> **Dataset excerpt**:
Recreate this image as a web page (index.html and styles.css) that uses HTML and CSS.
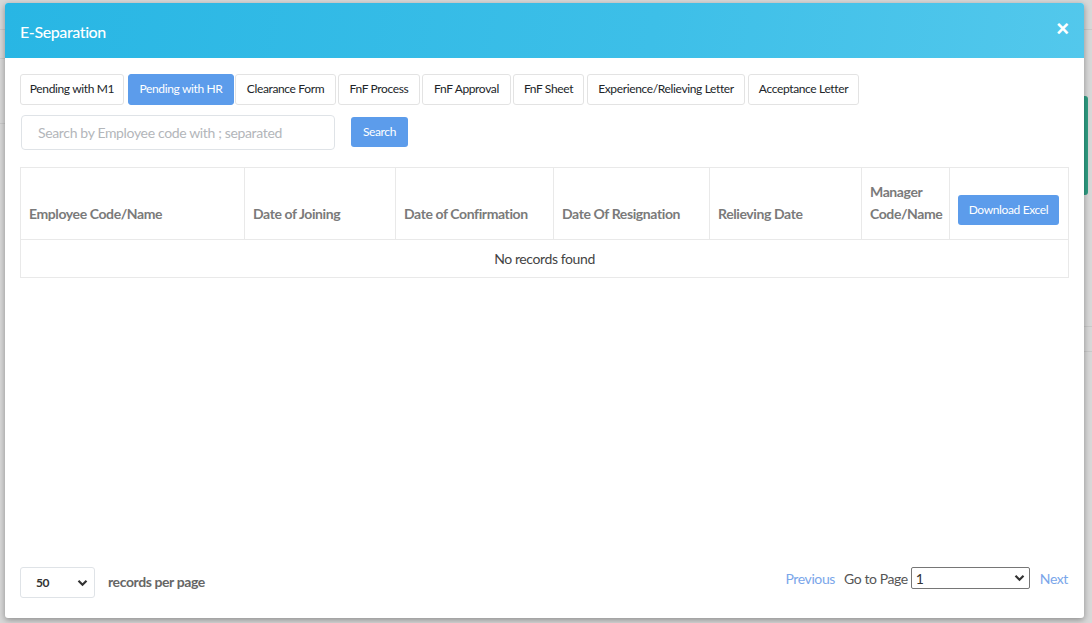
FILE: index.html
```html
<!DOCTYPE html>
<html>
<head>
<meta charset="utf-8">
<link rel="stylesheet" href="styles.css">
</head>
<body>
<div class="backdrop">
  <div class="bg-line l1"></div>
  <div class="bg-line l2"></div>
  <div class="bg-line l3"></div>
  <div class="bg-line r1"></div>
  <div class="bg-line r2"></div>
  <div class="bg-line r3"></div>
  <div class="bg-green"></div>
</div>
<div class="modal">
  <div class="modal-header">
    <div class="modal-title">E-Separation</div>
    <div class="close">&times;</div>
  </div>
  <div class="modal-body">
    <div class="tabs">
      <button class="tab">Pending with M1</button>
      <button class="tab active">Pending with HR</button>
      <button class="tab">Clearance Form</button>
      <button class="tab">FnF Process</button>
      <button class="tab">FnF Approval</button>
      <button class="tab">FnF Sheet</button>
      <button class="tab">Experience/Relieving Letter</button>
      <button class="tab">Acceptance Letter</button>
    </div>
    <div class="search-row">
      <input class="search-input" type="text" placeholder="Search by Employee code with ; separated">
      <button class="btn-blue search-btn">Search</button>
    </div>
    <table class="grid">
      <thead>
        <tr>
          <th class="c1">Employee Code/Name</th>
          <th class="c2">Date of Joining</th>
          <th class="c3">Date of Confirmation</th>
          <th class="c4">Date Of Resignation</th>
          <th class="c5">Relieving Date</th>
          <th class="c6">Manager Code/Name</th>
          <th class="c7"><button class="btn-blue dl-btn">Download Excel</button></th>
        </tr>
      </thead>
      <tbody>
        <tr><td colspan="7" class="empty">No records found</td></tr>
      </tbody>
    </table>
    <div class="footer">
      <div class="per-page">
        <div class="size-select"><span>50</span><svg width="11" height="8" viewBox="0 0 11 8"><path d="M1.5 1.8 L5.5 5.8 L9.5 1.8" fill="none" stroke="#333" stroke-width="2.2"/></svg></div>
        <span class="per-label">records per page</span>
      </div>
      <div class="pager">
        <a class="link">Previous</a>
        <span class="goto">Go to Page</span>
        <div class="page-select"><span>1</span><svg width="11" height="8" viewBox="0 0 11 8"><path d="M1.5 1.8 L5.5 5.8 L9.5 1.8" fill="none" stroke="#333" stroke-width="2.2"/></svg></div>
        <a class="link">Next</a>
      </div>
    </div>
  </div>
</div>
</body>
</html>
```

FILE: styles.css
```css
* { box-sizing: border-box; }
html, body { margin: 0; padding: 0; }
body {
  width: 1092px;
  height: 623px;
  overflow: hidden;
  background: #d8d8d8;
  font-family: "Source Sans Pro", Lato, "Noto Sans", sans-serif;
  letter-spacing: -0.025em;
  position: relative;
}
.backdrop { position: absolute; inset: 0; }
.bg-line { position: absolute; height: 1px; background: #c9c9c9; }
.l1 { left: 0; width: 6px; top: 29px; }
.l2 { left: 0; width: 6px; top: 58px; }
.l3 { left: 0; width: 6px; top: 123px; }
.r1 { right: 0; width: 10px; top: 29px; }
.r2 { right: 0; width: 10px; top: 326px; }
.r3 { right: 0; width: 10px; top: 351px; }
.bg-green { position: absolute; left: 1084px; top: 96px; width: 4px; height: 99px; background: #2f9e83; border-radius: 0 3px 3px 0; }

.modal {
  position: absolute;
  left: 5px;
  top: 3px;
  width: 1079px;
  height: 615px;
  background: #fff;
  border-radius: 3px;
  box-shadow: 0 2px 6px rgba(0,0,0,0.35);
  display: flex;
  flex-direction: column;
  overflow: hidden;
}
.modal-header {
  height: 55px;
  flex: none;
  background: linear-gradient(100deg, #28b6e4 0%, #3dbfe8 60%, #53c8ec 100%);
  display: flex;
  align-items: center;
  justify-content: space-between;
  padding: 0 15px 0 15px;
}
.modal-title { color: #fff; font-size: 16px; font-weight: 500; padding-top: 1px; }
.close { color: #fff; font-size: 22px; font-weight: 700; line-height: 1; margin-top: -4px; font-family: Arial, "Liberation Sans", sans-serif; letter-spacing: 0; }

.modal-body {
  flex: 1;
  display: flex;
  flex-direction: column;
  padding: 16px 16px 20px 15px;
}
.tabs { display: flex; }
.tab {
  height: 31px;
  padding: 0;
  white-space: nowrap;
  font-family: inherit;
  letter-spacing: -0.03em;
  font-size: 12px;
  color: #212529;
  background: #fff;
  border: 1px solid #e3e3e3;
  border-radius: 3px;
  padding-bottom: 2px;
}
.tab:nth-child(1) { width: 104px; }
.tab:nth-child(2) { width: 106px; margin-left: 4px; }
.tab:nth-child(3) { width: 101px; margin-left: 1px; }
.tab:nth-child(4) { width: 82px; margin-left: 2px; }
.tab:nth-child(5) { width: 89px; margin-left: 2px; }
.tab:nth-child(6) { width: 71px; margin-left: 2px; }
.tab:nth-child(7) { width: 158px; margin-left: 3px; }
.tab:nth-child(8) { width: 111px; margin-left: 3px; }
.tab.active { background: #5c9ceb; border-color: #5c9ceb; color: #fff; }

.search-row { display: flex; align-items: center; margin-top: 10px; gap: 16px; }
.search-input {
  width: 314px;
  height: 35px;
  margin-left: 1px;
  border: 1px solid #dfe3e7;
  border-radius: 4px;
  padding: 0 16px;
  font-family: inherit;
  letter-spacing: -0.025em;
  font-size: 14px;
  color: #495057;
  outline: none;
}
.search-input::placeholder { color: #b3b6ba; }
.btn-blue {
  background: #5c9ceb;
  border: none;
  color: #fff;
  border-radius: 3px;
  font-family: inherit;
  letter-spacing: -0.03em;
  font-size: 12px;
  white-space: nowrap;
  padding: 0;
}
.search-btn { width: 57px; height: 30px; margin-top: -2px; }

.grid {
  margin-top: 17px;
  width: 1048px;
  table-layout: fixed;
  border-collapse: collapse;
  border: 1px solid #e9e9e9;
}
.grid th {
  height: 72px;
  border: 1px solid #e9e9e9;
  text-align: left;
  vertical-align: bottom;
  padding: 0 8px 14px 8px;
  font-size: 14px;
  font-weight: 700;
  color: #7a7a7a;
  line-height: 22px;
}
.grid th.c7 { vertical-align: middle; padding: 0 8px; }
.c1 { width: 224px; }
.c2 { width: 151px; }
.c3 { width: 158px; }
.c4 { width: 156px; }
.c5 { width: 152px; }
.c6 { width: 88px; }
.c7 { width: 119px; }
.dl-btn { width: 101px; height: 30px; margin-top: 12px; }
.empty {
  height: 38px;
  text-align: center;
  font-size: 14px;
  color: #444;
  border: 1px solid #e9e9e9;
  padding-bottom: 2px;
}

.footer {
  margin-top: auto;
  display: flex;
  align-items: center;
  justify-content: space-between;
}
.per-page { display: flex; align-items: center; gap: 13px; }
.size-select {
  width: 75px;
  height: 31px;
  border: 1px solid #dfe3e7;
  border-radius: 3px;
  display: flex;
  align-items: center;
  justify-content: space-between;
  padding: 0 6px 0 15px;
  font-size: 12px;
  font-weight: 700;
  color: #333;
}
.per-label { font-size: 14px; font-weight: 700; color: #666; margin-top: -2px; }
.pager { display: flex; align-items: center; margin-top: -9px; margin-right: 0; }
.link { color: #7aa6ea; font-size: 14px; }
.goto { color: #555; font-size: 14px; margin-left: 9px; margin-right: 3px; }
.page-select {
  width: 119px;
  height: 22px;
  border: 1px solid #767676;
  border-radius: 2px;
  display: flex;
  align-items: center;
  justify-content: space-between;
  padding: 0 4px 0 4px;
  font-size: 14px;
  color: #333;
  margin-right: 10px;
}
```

> **Prompt**:
Do not copy the pictures, but repeat every line exactly.

> **Expected answer**:
Recreate this image as a web page (index.html and styles.css) that uses HTML and CSS.
FILE: index.html
```html
<!DOCTYPE html>
<html>
<head>
<meta charset="utf-8">
<link rel="stylesheet" href="styles.css">
</head>
<body>
<div class="backdrop">
  <div class="bg-line l1"></div>
  <div class="bg-line l2"></div>
  <div class="bg-line l3"></div>
  <div class="bg-line r1"></div>
  <div class="bg-line r2"></div>
  <div class="bg-line r3"></div>
  <div class="bg-green"></div>
</div>
<div class="modal">
  <div class="modal-header">
    <div class="modal-title">E-Separation</div>
    <div class="close">&times;</div>
  </div>
  <div class="modal-body">
    <div class="tabs">
      <button class="tab">Pending with M1</button>
      <button class="tab active">Pending with HR</button>
      <button class="tab">Clearance Form</button>
      <button class="tab">FnF Process</button>
      <button class="tab">FnF Approval</button>
      <button class="tab">FnF Sheet</button>
      <button class="tab">Experience/Relieving Letter</button>
      <button class="tab">Acceptance Letter</button>
    </div>
    <div class="search-row">
      <input class="search-input" type="text" placeholder="Search by Employee code with ; separated">
      <button class="btn-blue search-btn">Search</button>
    </div>
    <table class="grid">
      <thead>
        <tr>
          <th class="c1">Employee Code/Name</th>
          <th class="c2">Date of Joining</th>
          <th class="c3">Date of Confirmation</th>
          <th class="c4">Date Of Resignation</th>
          <th class="c5">Relieving Date</th>
          <th class="c6">Manager Code/Name</th>
          <th class="c7"><button class="btn-blue dl-btn">Download Excel</button></th>
        </tr>
      </thead>
      <tbody>
        <tr><td colspan="7" class="empty">No records found</td></tr>
      </tbody>
    </table>
    <div class="footer">
      <div class="per-page">
        <div class="size-select"><span>50</span><svg width="11" height="8" viewBox="0 0 11 8"><path d="M1.5 1.8 L5.5 5.8 L9.5 1.8" fill="none" stroke="#333" stroke-width="2.2"/></svg></div>
        <span class="per-label">records per page</span>
      </div>
      <div class="pager">
        <a class="link">Previous</a>
        <span class="goto">Go to Page</span>
        <div class="page-select"><span>1</span><svg width="11" height="8" viewBox="0 0 11 8"><path d="M1.5 1.8 L5.5 5.8 L9.5 1.8" fill="none" stroke="#333" stroke-width="2.2"/></svg></div>
        <a class="link">Next</a>
      </div>
    </div>
  </div>
</div>
</body>
</html>
```

FILE: styles.css
```css
* { box-sizing: border-box; }
html, body { margin: 0; padding: 0; }
body {
  width: 1092px;
  height: 623px;
  overflow: hidden;
  background: #d8d8d8;
  font-family: "Source Sans Pro", Lato, "Noto Sans", sans-serif;
  letter-spacing: -0.025em;
  position: relative;
}
.backdrop { position: absolute; inset: 0; }
.bg-line { position: absolute; height: 1px; background: #c9c9c9; }
.l1 { left: 0; width: 6px; top: 29px; }
.l2 { left: 0; width: 6px; top: 58px; }
.l3 { left: 0; width: 6px; top: 123px; }
.r1 { right: 0; width: 10px; top: 29px; }
.r2 { right: 0; width: 10px; top: 326px; }
.r3 { right: 0; width: 10px; top: 351px; }
.bg-green { position: absolute; left: 1084px; top: 96px; width: 4px; height: 99px; background: #2f9e83; border-radius: 0 3px 3px 0; }

.modal {
  position: absolute;
  left: 5px;
  top: 3px;
  width: 1079px;
  height: 615px;
  background: #fff;
  border-radius: 3px;
  box-shadow: 0 2px 6px rgba(0,0,0,0.35);
  display: flex;
  flex-direction: column;
  overflow: hidden;
}
.modal-header {
  height: 55px;
  flex: none;
  background: linear-gradient(100deg, #28b6e4 0%, #3dbfe8 60%, #53c8ec 100%);
  display: flex;
  align-items: center;
  justify-content: space-between;
  padding: 0 15px 0 15px;
}
.modal-title { color: #fff; font-size: 16px; font-weight: 500; padding-top: 1px; }
.close { color: #fff; font-size: 22px; font-weight: 700; line-height: 1; margin-top: -4px; font-family: Arial, "Liberation Sans", sans-serif; letter-spacing: 0; }

.modal-body {
  flex: 1;
  display: flex;
  flex-direction: column;
  padding: 16px 16px 20px 15px;
}
.tabs { display: flex; }
.tab {
  height: 31px;
  padding: 0;
  white-space: nowrap;
  font-family: inherit;
  letter-spacing: -0.03em;
  font-size: 12px;
  color: #212529;
  background: #fff;
  border: 1px solid #e3e3e3;
  border-radius: 3px;
  padding-bottom: 2px;
}
.tab:nth-child(1) { width: 104px; }
.tab:nth-child(2) { width: 106px; margin-left: 4px; }
.tab:nth-child(3) { width: 101px; margin-left: 1px; }
.tab:nth-child(4) { width: 82px; margin-left: 2px; }
.tab:nth-child(5) { width: 89px; margin-left: 2px; }
.tab:nth-child(6) { width: 71px; margin-left: 2px; }
.tab:nth-child(7) { width: 158px; margin-left: 3px; }
.tab:nth-child(8) { width: 111px; margin-left: 3px; }
.tab.active { background: #5c9ceb; border-color: #5c9ceb; color: #fff; }

.search-row { display: flex; align-items: center; margin-top: 10px; gap: 16px; }
.search-input {
  width: 314px;
  height: 35px;
  margin-left: 1px;
  border: 1px solid #dfe3e7;
  border-radius: 4px;
  padding: 0 16px;
  font-family: inherit;
  letter-spacing: -0.025em;
  font-size: 14px;
  color: #495057;
  outline: none;
}
.search-input::placeholder { color: #b3b6ba; }
.btn-blue {
  background: #5c9ceb;
  border: none;
  color: #fff;
  border-radius: 3px;
  font-family: inherit;
  letter-spacing: -0.03em;
  font-size: 12px;
  white-space: nowrap;
  padding: 0;
}
.search-btn { width: 57px; height: 30px; margin-top: -2px; }

.grid {
  margin-top: 17px;
  width: 1048px;
  table-layout: fixed;
  border-collapse: collapse;
  border: 1px solid #e9e9e9;
}
.grid th {
  height: 72px;
  border: 1px solid #e9e9e9;
  text-align: left;
  vertical-align: bottom;
  padding: 0 8px 14px 8px;
  font-size: 14px;
  font-weight: 700;
  color: #7a7a7a;
  line-height: 22px;
}
.grid th.c7 { vertical-align: middle; padding: 0 8px; }
.c1 { width: 224px; }
.c2 { width: 151px; }
.c3 { width: 158px; }
.c4 { width: 156px; }
.c5 { width: 152px; }
.c6 { width: 88px; }
.c7 { width: 119px; }
.dl-btn { width: 101px; height: 30px; margin-top: 12px; }
.empty {
  height: 38px;
  text-align: center;
  font-size: 14px;
  color: #444;
  border: 1px solid #e9e9e9;
  padding-bottom: 2px;
}

.footer {
  margin-top: auto;
  display: flex;
  align-items: center;
  justify-content: space-between;
}
.per-page { display: flex; align-items: center; gap: 13px; }
.size-select {
  width: 75px;
  height: 31px;
  border: 1px solid #dfe3e7;
  border-radius: 3px;
  display: flex;
  align-items: center;
  justify-content: space-between;
  padding: 0 6px 0 15px;
  font-size: 12px;
  font-weight: 700;
  color: #333;
}
.per-label { font-size: 14px; font-weight: 700; color: #666; margin-top: -2px; }
.pager { display: flex; align-items: center; margin-top: -9px; margin-right: 0; }
.link { color: #7aa6ea; font-size: 14px; }
.goto { color: #555; font-size: 14px; margin-left: 9px; margin-right: 3px; }
.page-select {
  width: 119px;
  height: 22px;
  border: 1px solid #767676;
  border-radius: 2px;
  display: flex;
  align-items: center;
  justify-content: space-between;
  padding: 0 4px 0 4px;
  font-size: 14px;
  color: #333;
  margin-right: 10px;
}
```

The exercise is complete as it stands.